**Instructions to follow:**
Beneath this line are entries. Copy the range from the line with "Output the component" to the line with "import React from", ends included, exactly; leave pictures out.

Stored dataset items:
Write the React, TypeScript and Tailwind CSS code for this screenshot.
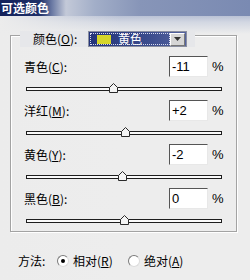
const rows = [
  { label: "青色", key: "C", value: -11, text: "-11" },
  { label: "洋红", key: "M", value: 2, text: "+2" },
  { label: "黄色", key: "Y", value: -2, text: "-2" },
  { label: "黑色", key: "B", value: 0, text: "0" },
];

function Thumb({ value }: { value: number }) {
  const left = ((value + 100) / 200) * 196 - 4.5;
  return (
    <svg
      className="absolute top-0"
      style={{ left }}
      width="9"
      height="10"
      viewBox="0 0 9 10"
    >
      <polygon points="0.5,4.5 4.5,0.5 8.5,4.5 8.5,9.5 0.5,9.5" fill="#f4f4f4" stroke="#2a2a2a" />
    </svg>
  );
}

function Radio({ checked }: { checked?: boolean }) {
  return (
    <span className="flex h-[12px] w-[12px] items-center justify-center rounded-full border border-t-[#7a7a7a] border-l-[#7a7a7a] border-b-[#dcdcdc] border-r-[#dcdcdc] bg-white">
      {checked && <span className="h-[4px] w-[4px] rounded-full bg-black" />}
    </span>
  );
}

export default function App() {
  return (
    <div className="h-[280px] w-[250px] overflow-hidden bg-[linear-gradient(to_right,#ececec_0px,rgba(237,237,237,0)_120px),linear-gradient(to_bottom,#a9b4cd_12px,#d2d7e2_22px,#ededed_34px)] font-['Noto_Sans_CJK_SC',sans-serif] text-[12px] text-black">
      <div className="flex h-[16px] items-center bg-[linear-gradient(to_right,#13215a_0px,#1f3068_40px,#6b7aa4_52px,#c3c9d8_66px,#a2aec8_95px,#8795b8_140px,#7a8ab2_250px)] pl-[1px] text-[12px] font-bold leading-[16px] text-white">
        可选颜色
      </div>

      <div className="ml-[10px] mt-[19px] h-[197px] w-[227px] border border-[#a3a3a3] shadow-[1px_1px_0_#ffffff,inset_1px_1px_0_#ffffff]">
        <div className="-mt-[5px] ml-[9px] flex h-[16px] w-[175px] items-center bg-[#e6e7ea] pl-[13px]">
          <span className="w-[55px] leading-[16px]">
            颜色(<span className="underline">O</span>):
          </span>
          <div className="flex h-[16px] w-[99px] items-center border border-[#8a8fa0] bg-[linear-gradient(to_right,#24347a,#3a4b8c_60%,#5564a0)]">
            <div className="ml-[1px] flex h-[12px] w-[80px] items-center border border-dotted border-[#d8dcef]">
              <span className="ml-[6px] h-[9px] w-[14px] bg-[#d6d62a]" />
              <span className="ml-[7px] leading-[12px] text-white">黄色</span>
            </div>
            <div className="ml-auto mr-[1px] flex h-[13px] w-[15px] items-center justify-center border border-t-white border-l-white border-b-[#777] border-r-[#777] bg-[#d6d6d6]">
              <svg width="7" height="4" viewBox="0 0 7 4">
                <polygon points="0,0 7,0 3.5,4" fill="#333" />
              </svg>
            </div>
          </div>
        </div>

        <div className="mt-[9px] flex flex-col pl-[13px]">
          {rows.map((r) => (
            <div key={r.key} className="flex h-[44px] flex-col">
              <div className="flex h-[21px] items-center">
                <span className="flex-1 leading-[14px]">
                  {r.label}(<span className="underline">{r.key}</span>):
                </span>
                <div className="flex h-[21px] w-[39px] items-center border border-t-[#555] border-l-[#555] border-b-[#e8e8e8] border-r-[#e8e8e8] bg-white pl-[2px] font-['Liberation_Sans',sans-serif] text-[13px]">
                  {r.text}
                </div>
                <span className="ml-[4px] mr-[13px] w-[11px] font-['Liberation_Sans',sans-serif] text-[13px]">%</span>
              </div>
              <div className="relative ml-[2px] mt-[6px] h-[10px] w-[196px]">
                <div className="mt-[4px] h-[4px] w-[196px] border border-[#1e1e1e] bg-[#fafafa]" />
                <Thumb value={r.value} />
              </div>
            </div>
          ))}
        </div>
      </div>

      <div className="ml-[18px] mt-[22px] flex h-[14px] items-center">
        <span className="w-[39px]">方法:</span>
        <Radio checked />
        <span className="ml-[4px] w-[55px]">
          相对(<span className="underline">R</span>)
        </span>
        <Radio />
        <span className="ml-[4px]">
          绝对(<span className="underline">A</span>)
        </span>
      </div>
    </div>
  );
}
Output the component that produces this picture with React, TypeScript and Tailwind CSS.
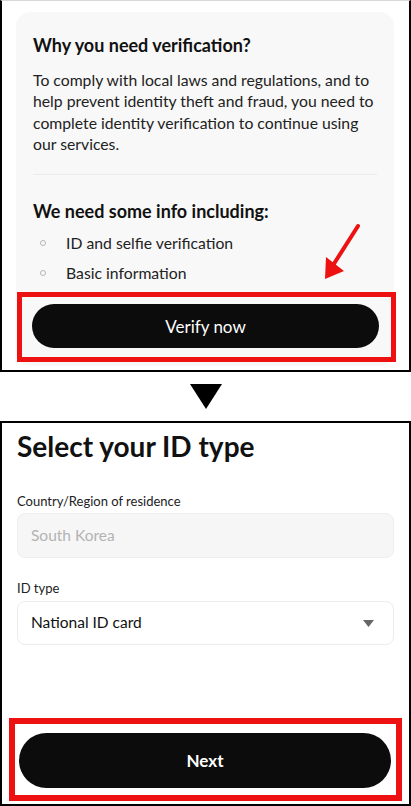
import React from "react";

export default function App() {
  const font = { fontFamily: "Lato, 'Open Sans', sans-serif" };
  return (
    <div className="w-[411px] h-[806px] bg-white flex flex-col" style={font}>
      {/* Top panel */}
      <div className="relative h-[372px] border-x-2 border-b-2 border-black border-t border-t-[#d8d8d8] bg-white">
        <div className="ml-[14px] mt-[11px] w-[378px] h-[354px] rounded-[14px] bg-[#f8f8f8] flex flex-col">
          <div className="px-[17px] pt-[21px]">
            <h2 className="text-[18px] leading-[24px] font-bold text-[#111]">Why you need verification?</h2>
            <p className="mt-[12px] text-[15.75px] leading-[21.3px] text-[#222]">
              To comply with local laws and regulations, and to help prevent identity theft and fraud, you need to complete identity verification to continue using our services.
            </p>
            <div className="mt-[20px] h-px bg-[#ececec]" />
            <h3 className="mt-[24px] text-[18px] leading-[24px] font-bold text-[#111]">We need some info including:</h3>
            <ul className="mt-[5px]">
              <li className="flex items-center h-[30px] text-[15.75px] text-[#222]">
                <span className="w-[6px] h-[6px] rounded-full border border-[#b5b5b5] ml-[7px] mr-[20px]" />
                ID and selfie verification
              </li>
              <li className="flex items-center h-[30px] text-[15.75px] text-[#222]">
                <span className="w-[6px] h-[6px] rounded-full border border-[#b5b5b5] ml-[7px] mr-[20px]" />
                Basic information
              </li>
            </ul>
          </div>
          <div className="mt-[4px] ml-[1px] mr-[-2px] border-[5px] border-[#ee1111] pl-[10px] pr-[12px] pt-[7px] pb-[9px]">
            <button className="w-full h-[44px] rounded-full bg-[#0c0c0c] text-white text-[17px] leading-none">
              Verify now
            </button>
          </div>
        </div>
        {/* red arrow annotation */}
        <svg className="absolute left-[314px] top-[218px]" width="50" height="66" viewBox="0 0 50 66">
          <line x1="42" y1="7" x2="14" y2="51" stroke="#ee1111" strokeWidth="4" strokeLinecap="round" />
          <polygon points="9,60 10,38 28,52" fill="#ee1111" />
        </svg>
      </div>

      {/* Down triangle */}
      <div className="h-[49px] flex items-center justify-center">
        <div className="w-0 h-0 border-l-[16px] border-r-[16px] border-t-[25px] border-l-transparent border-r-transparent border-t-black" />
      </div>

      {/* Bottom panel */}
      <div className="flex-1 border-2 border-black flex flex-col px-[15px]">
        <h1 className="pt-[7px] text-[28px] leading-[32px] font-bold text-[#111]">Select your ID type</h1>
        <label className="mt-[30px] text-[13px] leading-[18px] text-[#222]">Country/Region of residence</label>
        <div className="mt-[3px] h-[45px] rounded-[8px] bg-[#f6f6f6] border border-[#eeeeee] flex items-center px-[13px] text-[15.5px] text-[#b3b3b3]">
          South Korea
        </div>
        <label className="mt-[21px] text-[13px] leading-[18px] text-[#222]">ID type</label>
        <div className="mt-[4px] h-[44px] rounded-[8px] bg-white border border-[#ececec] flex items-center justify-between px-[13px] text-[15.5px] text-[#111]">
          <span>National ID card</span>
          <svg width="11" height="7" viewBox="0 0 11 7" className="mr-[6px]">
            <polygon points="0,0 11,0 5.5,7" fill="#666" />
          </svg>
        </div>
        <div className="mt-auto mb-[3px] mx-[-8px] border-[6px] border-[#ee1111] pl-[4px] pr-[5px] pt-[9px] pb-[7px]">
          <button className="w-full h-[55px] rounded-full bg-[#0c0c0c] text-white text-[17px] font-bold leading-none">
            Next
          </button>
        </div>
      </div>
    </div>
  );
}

**Answer in full:**
Output the component that produces this picture with React, TypeScript and Tailwind CSS.
import React from "react";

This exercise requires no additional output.